Update, 5.59pm: Natalie McGarry has now resigned the SNP whip over the campaign fund probe.
First there were 56. Then there were 55. Pretty soon it seems entirely possible there will be only 54. SNP MPs, that is.
Natalie McGarry, the 34 year old MP for Glasgow East, is the latest (that is, second) member of the SNP’s record-breaking 2015 intake to be in discussions with the police.
Ms McGarry was a leading member of Women for Independence, one of the plethora of independent campaigning organisations agitating for a Yes vote during last year’s referendum campaign.
Unfortunately, it seems as though a substantial amount of money, believed to be in the region of £30,000, has gone missing. Ms McGarry is reported to have been the sole person with access to the Paypal account used to collect contributions to WFI’s finances.
Yesterday, it was confirmed that WFI’s board had reported the matter to the police. Ms McGarry shuttered her Twitter account – apparently because the social network has become an uncommonly unpleasant place in the aftermath of the terrorist attacks in Paris and Beirut – and has engaged the solicitor Aamer Anwar to represent her interests. Mr Anwar also represents Michelle Thomson, the MP for Edinburgh West currently suspended from the SNP pending the outcome of a police investigation into alleged misconduct in her property dealings.
It is all very embarrassing and one need not be a Nat (of any sort) to feel some sympathy for the other members of WFI for whom reporting these ‘discrepancies’ to the police must have been a ticklishly delicate decision to make. That is, they knew how awful it would look – and not just look but actually be – and they had to do it anyway.
No wonder Labour and the Tories are calling for Ms McGarry’s suspension from the SNP group at Westminster. No wonder they are seeking to create a ‘narrative’ of SNP ‘sleaze’. The new politics, it turns out, is just the same as the old politics. Who knew?
There was always an element of kidology about the status of these independent groups campaigning for a Yes vote. They were, as they always said, not the same as the SNP. It’s just that seven members of the WFI board are now SNP candidates for next year’s Scottish parliament elections. This should not be considered a surprise or even any great scandal. It is only what it is. When it came to selecting candidates for 2016, who better than those with an obvious commitment to the cause and, importantly, some experience of campaigning too?
It may be there is a simple and innocent explanation for WFI’s missing funds. Let us hope that proves to be the case. Awkwardly, however, it seems that if there is such an innocent explanation it is not one WFI have been able to find themselves.
Hitherto, Nicola Sturgeon’s leadership of the SNP has been largely trouble-free. Even when pressed on policy shortcomings or suboptimal outcomes in areas for which she has responsibility, she has been able to deploy a trump card: Look at the polls, loser.
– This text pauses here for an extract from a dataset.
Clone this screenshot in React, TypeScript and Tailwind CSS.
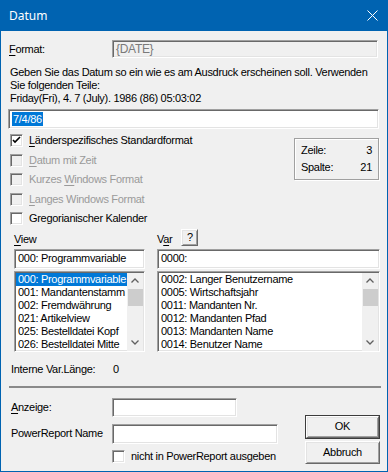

And it is true that the SNP remains unassailable. Give or take the standard margin for error, 50 percent of Scottish voters are minded to vote for the nationalists next May. Part of that supremacy is built on the lack of any plausible alternative government-in-waiting and part of it reflects the iron logic of the independence referendum. (If you voted Yes, why would you then vote for a Unionist party?) But part of it also reflects the general suspicion that the SNP are going to win anyway and, this being the case, you might as well get with the programme.
Now an SNP victory next May remains inevitable even if there is a difference between the party winning the largest number of seats and gaining a second overall majority. The opposition’s hopes rest on preventing the latter even if, unavoidably, that would likely leave the SNP dependent upon support from the Green party to pass its budget.
Hence, then, the need to persuade people that the SNP are no better than anyone else and just as prone to misadventure, stupidity and even, perhaps, the occasional piece of creative accounting. Mud, as everyone knows, has a habit of sticking and so the opposition’s first task in Scotland, these days, is to strip away the SNP’s Teflon coating.
That’s easier said than done and there is a sense in which, of course, the difficulties of Ms McGarry and Ms Thomson are hardly Ms Sturgeon’s fault. Nevertheless, in the absence of a credible counter-narrative from Labour, dragging the SNP into a mire remains Labour’s best option. Hence the doggedness with which they will gnaw on this bone.
I doubt it will be enough but I can’t blame Labour for trying. If you cannot inspire confidence or enthusiasm yourself you can at least try and diminish the enthusiasm voters might feel for your opponents.
Meanwhile, given that the SNP are the most sanctimonious party in British politics these days, non-aligned observers will enjoy the sight of the biter bit. If nothing else the newly-designed tartan honouring The 56 may need a new name.